You can print it out as a PDF document, for FREE, for NON-COMMERCIAL USE ONLY.
Tags: Archaeology, Hohokam, psychoGeology, Suiseki, Valley of the Sun Posted in General | No Comments »
Sunday, April 4th, 2010

Ask yourself which natural rock formation has come to symbolize Phoenix? Which one actually represents our city?
Most people would say Camelback Mountain. Everyone here knows Camelback. Tourists from afar know of Camelback. And even those who have never been to Phoenix have somewhere heard that name, or read it.
Rising almost out of the middle of the metropolitan area, it gives personality to our city. Like an actor who works best when able to “play off” of a certain other character, Phoenix has that statuesque mountain. More than just a prop, it is, many would say, the centerpiece of our stage in the world.
If you are new to the Valley, or have just never noticed, when viewed from the south, the mountain’s profile does bear a resemblance to a reclining camel. You can see the head and neck on the west end, and the higher “hump” of the camel is the eastern part of the peak.
Now since we are in the American Southwest, a camel would seem to be a figure unlikely envisioned in anything local. But there were camels in Arizona in the 1850’s—they were imported by the US Army, and used briefly for transport. That experiment didn’t work out very well, but since a camel’s association with the desert is almost a primeval thing, a sort of camel’s “essence” remains here.
Few other cities in the world have such prominent, singular, natural monuments within easy reach. Rio de Janeiro, with its Sugarloaf, is one contender; or Capetown, South Africa, with its captivating Table Mountain. The Rock of Gibraltar certainly comes to mind, but it sits at the gate of the Mediterranean Sea, and is not really in a large city. And Ayers Rock, Australia? Well, it’s out in the middle of nowhere.
Identity is a key factor in one’s psyche, and identification with landscape goes way back to when humans were just figuring out the world. For ancient Native Americans, the association with landscape was a given—for most of us in the modern-day world it is just a distant memory. But it is lodged deep in our minds somewhere, and without it we might as well live in underground bunkers, or windowless, modular structures without end.

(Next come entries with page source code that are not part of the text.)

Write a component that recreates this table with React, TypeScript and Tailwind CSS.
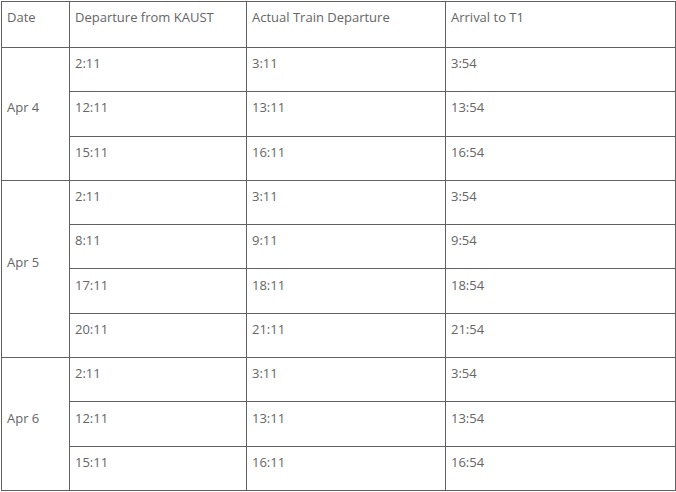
const days = [
  {
    date: 'Apr 4',
    rows: [
      ['2:11', '3:11', '3:54'],
      ['12:11', '13:11', '13:54'],
      ['15:11', '16:11', '16:54'],
    ],
  },
  {
    date: 'Apr 5',
    rows: [
      ['2:11', '3:11', '3:54'],
      ['8:11', '9:11', '9:54'],
      ['17:11', '18:11', '18:54'],
      ['20:11', '21:11', '21:54'],
    ],
  },
  {
    date: 'Apr 6',
    rows: [
      ['2:11', '3:11', '3:54'],
      ['12:11', '13:11', '13:54'],
      ['15:11', '16:11', '16:54'],
    ],
  },
]

const cell = 'border border-[#616161] px-[5px] pt-[5px] pb-[18px] align-middle'

export default function App() {
  return (
    <div className="bg-white w-[676px] h-[492px] pl-px pt-px font-['Open_Sans',sans-serif] text-[13px] leading-5 text-[#666666]">
      <table className="border-collapse table-fixed w-[674px]">
        <colgroup>
          <col className="w-[68px]" />
          <col className="w-[177px]" />
          <col className="w-[199px]" />
          <col className="w-[230px]" />
        </colgroup>
        <thead>
          <tr className="h-[46px]">
            <th className={`${cell} text-left font-normal align-top`}>Date</th>
            <th className={`${cell} text-left font-normal align-top`}>Departure from KAUST</th>
            <th className={`${cell} text-left font-normal align-top`}>Actual Train Departure</th>
            <th className={`${cell} text-left font-normal align-top`}>Arrival to T1</th>
          </tr>
        </thead>
        <tbody>
          {days.map((d) =>
            d.rows.map((r, i) => (
              <tr key={d.date + i} className="h-[44.3px]">
                {i === 0 && (
                  <td rowSpan={d.rows.length} className={cell}>
                    {d.date}
                  </td>
                )}
                {r.map((t, j) => (
                  <td key={j} className={cell}>
                    {t}
                  </td>
                ))}
              </tr>
            ))
          )}
        </tbody>
      </table>
    </div>
  )
}
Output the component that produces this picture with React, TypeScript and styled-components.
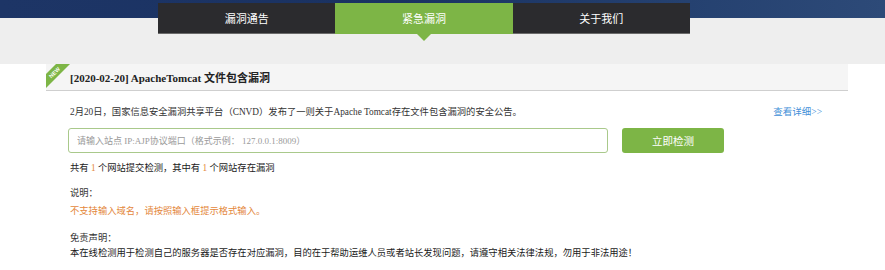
import React from 'react'
import styled, { createGlobalStyle } from 'styled-components'

const GlobalStyle = createGlobalStyle`
  body {
    margin: 0;
    background: #fff;
    font-family: "Liberation Serif", "Noto Sans CJK SC", serif;
    color: #333;
  }
`

const Header = styled.div`
  height: 64px;
  background-color: #eeeeee;
  background-image: linear-gradient(90deg, #1d3566 0%, #1a3262 45%, #24406f 75%, #2d4a78 100%);
  background-size: 100% 18px;
  background-repeat: no-repeat;
  padding-top: 3px;
  box-sizing: border-box;
`

const Nav = styled.div`
  display: flex;
  margin-left: 158px;
  width: 532px;
`

const Tab = styled.div<{ $active?: boolean }>`
  position: relative;
  flex: 1;
  height: 30px;
  display: flex;
  align-items: center;
  justify-content: center;
  font-size: 11px;
  font-family: "Noto Sans CJK SC", sans-serif;
  color: #fff;
  background: ${p => (p.$active ? '#7db546' : '#2b2b2e')};
  border-bottom: 1px solid ${p => (p.$active ? '#7db546' : '#6a6a6a')};
  &::after {
    content: '';
    display: ${p => (p.$active ? 'block' : 'none')};
    position: absolute;
    left: 50%;
    bottom: -8px;
    margin-left: -7px;
    border-left: 7px solid transparent;
    border-right: 7px solid transparent;
    border-top: 7px solid #7db546;
  }
`

const Card = styled.div`
  margin: 0 37px 0 46px;
`

const TitleBar = styled.div`
  position: relative;
  height: 26px;
  background: #f5f5f5;
  border-bottom: 1px solid #cfcfcf;
  display: flex;
  align-items: center;
  padding-left: 24px;
  font-size: 11px;
  font-weight: bold;
  color: #222;
`

const Badge = styled.svg`
  position: absolute;
  left: 0;
  top: 0;
`

const Body = styled.div`
  padding: 14px 26px 0 24px;
  font-size: 9.3px;
`

const InfoRow = styled.div`
  display: flex;
  justify-content: space-between;
  line-height: 14px;
`

const MoreLink = styled.a`
  color: #3f8fd8;
  text-decoration: none;
  font-size: 9.5px;
`

const FormRow = styled.div`
  display: flex;
  margin-top: 9px;
  margin-left: -2px;
`

const Input = styled.input`
  width: 540px;
  height: 25px;
  box-sizing: border-box;
  border: 1px solid #a9c98b;
  border-radius: 3px;
  padding: 0 8px;
  font-size: 9px;
  font-family: "Liberation Serif", "Noto Sans CJK SC", serif;
  outline: none;
  &::placeholder {
    color: #9a9a9a;
  }
`

const CheckButton = styled.button`
  margin-left: 14px;
  width: 102px;
  height: 25px;
  border: none;
  border-radius: 3px;
  background: #7db546;
  color: #fff;
  font-size: 10.5px;
  font-family: "Noto Sans CJK SC", sans-serif;
  cursor: pointer;
`

const Line = styled.div<{ $gap: number; $tone?: 'orange' | 'dark' }>`
  margin-top: ${p => p.$gap}px;
  line-height: 14px;
  color: ${p => (p.$tone === 'orange' ? '#e4883c' : p.$tone === 'dark' ? '#1a1a1a' : '#333')};
`

const Num = styled.span`
  color: #e4883c;
`

export default function App() {
  return (
    <>
      <GlobalStyle />
      <Header>
        <Nav>
          <Tab>漏洞通告</Tab>
          <Tab $active>紧急漏洞</Tab>
          <Tab>关于我们</Tab>
        </Nav>
      </Header>
      <Card>
        <TitleBar>
          <Badge width="26" height="26" viewBox="0 0 26 26">
            <polygon points="0,10 10,0 24,0 0,24" fill="#7db546" />
            <text
              x="8.5"
              y="10.5"
              fill="#fff"
              fontSize="5.5"
              textAnchor="middle"
              fontFamily="Liberation Sans, sans-serif"
              transform="rotate(-45 8.5 8.5)"
            >
              NEW
            </text>
          </Badge>
          [2020-02-20] ApacheTomcat 文件包含漏洞
        </TitleBar>
        <Body>
          <InfoRow>
            <span>2月20日，国家信息安全漏洞共享平台（CNVD）发布了一则关于Apache Tomcat存在文件包含漏洞的安全公告。</span>
            <MoreLink href="#">查看详细&gt;&gt;</MoreLink>
          </InfoRow>
          <FormRow>
            <Input placeholder="请输入站点 IP:AJP协议端口（格式示例： 127.0.0.1:8009）" />
            <CheckButton>立即检测</CheckButton>
          </FormRow>
          <Line $gap={8} $tone="dark">
            共有 <Num>1</Num> 个网站提交检测，其中有 <Num>1</Num> 个网站存在漏洞
          </Line>
          <Line $gap={11}>说明：</Line>
          <Line $gap={4} $tone="orange">不支持输入域名，请按照输入框提示格式输入。</Line>
          <Line $gap={13}>免责声明：</Line>
          <Line $gap={1} $tone="dark">
            本在线检测用于检测自己的服务器是否存在对应漏洞，目的在于帮助运维人员或者站长发现问题，请遵守相关法律法规，勿用于非法用途！
          </Line>
        </Body>
      </Card>
    </>
  )
}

I feel sorry for space-station colonizers of the future, for they will never know the wonder of gazing up at a big, beautiful rock that can be seen for miles and miles, knowing that it is right in their own backyard, and that they can walk right on up it if they like.
Although many don’t know it as such, Camelback Mountain is just one of the peaks in what are called the Phoenix Mountains. They cut our city roughly in half, and run from Moon Hill, on the northwest end (near I-17), to Camelback itself on the southeast end. North Mountain, Shaw Butte, Squaw Peak, and Mummy Mountain are some of the other well known prominences in the series.
The whole group is what is known as a fault-block range. The Valley of the Sun owes most of its general appearance to a particular episode of geologic activity called the Basin and Range Disturbance, which ran from around 15 million years to about 8 million years ago.
That span of time is a very recent part of Earth’s history, and so our setting is really one of geologic youth. The rocks which make up many of the mountains and features around us are very, very old, but they have just been recycled into the shapes we see now, that’s all.
During that episode, the crust of our planet here stretched out and broke into pieces which run for miles and miles in more or less parallel orientations. With that activity, and because of gravity, some of those slabs started to settle down, alternating in a fashion with blocks left standing in between— the Phoenix Mountains are one such block. Millions of years of erosion then sculpted that high ground into the picturesque shapes we see now, one of which looks like a very tired camel.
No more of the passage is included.